Now, as any beer drinker worth his weight in hops would, I go in for the smell. Now when the aroma of this particular brew first hits the nostrils, it becomes readily apparent to the drinker why the initials of this beer are P.U. It's like they threatened Pepe Le Pew before each new batch, to get that crisp skunky smell just right. Cause at Pilsner Urquell they raise and frighten only the finest skunks to in all of Eastern Europe. Well, I won't lie, too often that is, but the smell did not have me that ecstatic about goin' in for the taste. But I did, for you, my loyal reader.

Surprisingly the skunkiness was not as prevalent in the taste as it was the smell, and my mouth couldn't have been happier! Well, I mean it could've been happier, if I was drinking, say, Anchor Liberty Ale or any other beer I enjoy, but you get the pitcher. It had that hint of bitterness you'd expect, with a hint of I believe, hydrogen and oxygen. But the hydrogenity seemed like it may have been about twice as much as the oxygenacity in there. Yes, definitely two hydrogens for every oxygen or so. It almost feels like you're being hydrated? The taste was fairly bland, but the "P to the U" does have some subtle malty undertones, and will prick your tongue as it passes through, but overall it does not have a strong taste about it. It won't stand out in a crowd, if you know what I'm saying.
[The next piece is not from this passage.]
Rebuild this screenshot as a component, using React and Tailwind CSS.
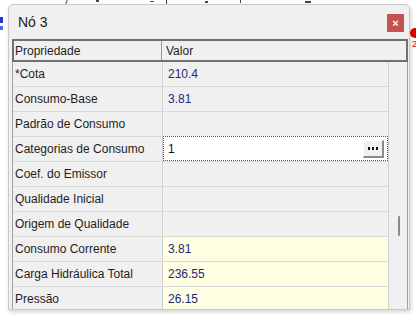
import React from 'react';

const rows = [
  { label: '*Cota', value: '210.4' },
  { label: 'Consumo-Base', value: '3.81' },
  { label: 'Padrão de Consumo', value: '' },
  { label: 'Categorias de Consumo', value: '1', edit: true },
  { label: 'Coef. do Emissor', value: '' },
  { label: 'Qualidade Inicial', value: '' },
  { label: 'Origem de Qualidade', value: '' },
  { label: 'Consumo Corrente', value: '3.81', result: true },
  { label: 'Carga Hidráulica Total', value: '236.55', result: true },
  { label: 'Pressão', value: '26.15', result: true },
];

function Row({ row }) {
  return (
    <div className="flex h-[25px] shrink-0 border-b border-[#d9d9d9]">
      <div className="w-[150px] flex items-center pl-[2px] border-r border-[#cfcfcf] text-[#1e1e1e]">
        {row.label}
      </div>
      {row.edit ? (
        <div className="flex-1 flex items-center bg-white border border-dotted border-[#555] pl-[4px] pr-[3px] -mt-[1px]">
          <span className="flex-1 text-[#111]">{row.value}</span>
          <div className="w-[21px] h-[18px] flex items-center justify-center gap-[2px] bg-[#f0f0f0] border-r-2 border-b-2 border-[#8a8a8a] border-t border-l border-t-white border-l-white">
            <span className="w-[2px] h-[3px] bg-[#111]" />
            <span className="w-[2px] h-[3px] bg-[#111]" />
            <span className="w-[2px] h-[3px] bg-[#111]" />
          </div>
        </div>
      ) : (
        <div className={`flex-1 flex items-center pl-[5px] text-[#26267a] ${row.result ? 'bg-[#ffffe3]' : ''}`}>
          {row.value}
        </div>
      )}
    </div>
  );
}

export default function App() {
  return (
    <div
      className="relative w-[416px] h-[317px] bg-white overflow-hidden text-[12px]"
      style={{ fontFamily: '"Liberation Sans", Arial, sans-serif' }}
    >
      {/* map remnants behind the dialog */}
      <div className="absolute left-[66px] top-0 w-[1px] h-[4px] bg-[#444] rotate-[25deg]" />
      <div className="absolute left-[96px] top-0 w-[3px] h-[2px] bg-[#444]" />
      <div className="absolute left-[150px] top-[1px] w-[4px] h-[1px] bg-[#444]" />
      <div className="absolute left-[166px] top-0 w-[1px] h-[4px] bg-[#444]" />
      <div className="absolute left-[205px] top-[1px] w-[3px] h-[2px] bg-[#444]" />
      <div className="absolute left-[240px] top-0 w-[1px] h-[3px] bg-[#444]" />
      <div className="absolute left-[305px] top-[1px] w-[6px] h-[2px] bg-[#444]" />
      <div className="absolute left-0 top-[17px] w-[3px] h-[6px] bg-[#2233cc]" />
      <div className="absolute left-0 top-[26px] w-[3px] h-[4px] bg-[#5566dd]" />
      <div className="absolute left-[410px] top-[28px] w-[10px] h-[10px] rounded-full bg-[#e00000]" />
      <div className="absolute left-[412px] top-[40px] text-[9px] leading-none text-[#d00000]">2</div>

      {/* dialog window */}
      <div className="absolute left-[8px] top-[4px] w-[402px] h-[306px] flex flex-col bg-[#f0f0f0] border border-[#c9c9c9] rounded-t-[5px] shadow-[1px_2px_4px_rgba(0,0,0,0.18)] overflow-hidden">
        <div className="h-[34px] shrink-0 flex items-center justify-between pl-[9px] pr-[5px]">
          <span className="text-[14px] text-[#1a1a1a]">Nó 3</span>
          <div className="w-[17px] h-[18px] bg-[#c75050] flex items-center justify-center text-white text-[11px] font-bold leading-none mt-[2px]">
            ×
          </div>
        </div>

        <div className="ml-[3px] mr-[1px] flex-1 flex flex-col min-h-0">
          <div className="h-[23px] shrink-0 flex border-2 border-[#6f6f6f] bg-[#f0f0f0] text-[#1e1e1e]">
            <div className="w-[148px] flex items-center pl-[1px] border-r border-[#9a9a9a]">Propriedade</div>
            <div className="flex-1 flex items-center pl-[4px]">Valor</div>
          </div>
          <div className="flex-1 flex min-h-0 border-l border-r border-[#a0a0a0]">
            <div className="w-[375px] flex flex-col overflow-hidden">
              {rows.map((r) => (
                <Row key={r.label} row={r} />
              ))}
            </div>
            <div className="flex-1 border-l border-[#d0d0d0] bg-[#f0f0f0] relative">
              <div className="absolute left-[9px] top-[154px] w-[2px] h-[20px] rounded-full bg-[#8a8a8a]" />
            </div>
          </div>
        </div>
      </div>
    </div>
  );
}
So, is it drinkable? Sure. Would I go out of my way to track down more for my private stock? Probably not. I mean although it is the original pilsner, I don't think it has any other beers in "Czech", as it were. I would rate this okay to drink if you are surrounded by skunks and need to make them think you are one of their own. Or I guess if you are surrounded by "Czechs" and need to make them think you are one of their own. Either way. Now, it's off to find out what exactly is Yugoslavian for alcoholic water.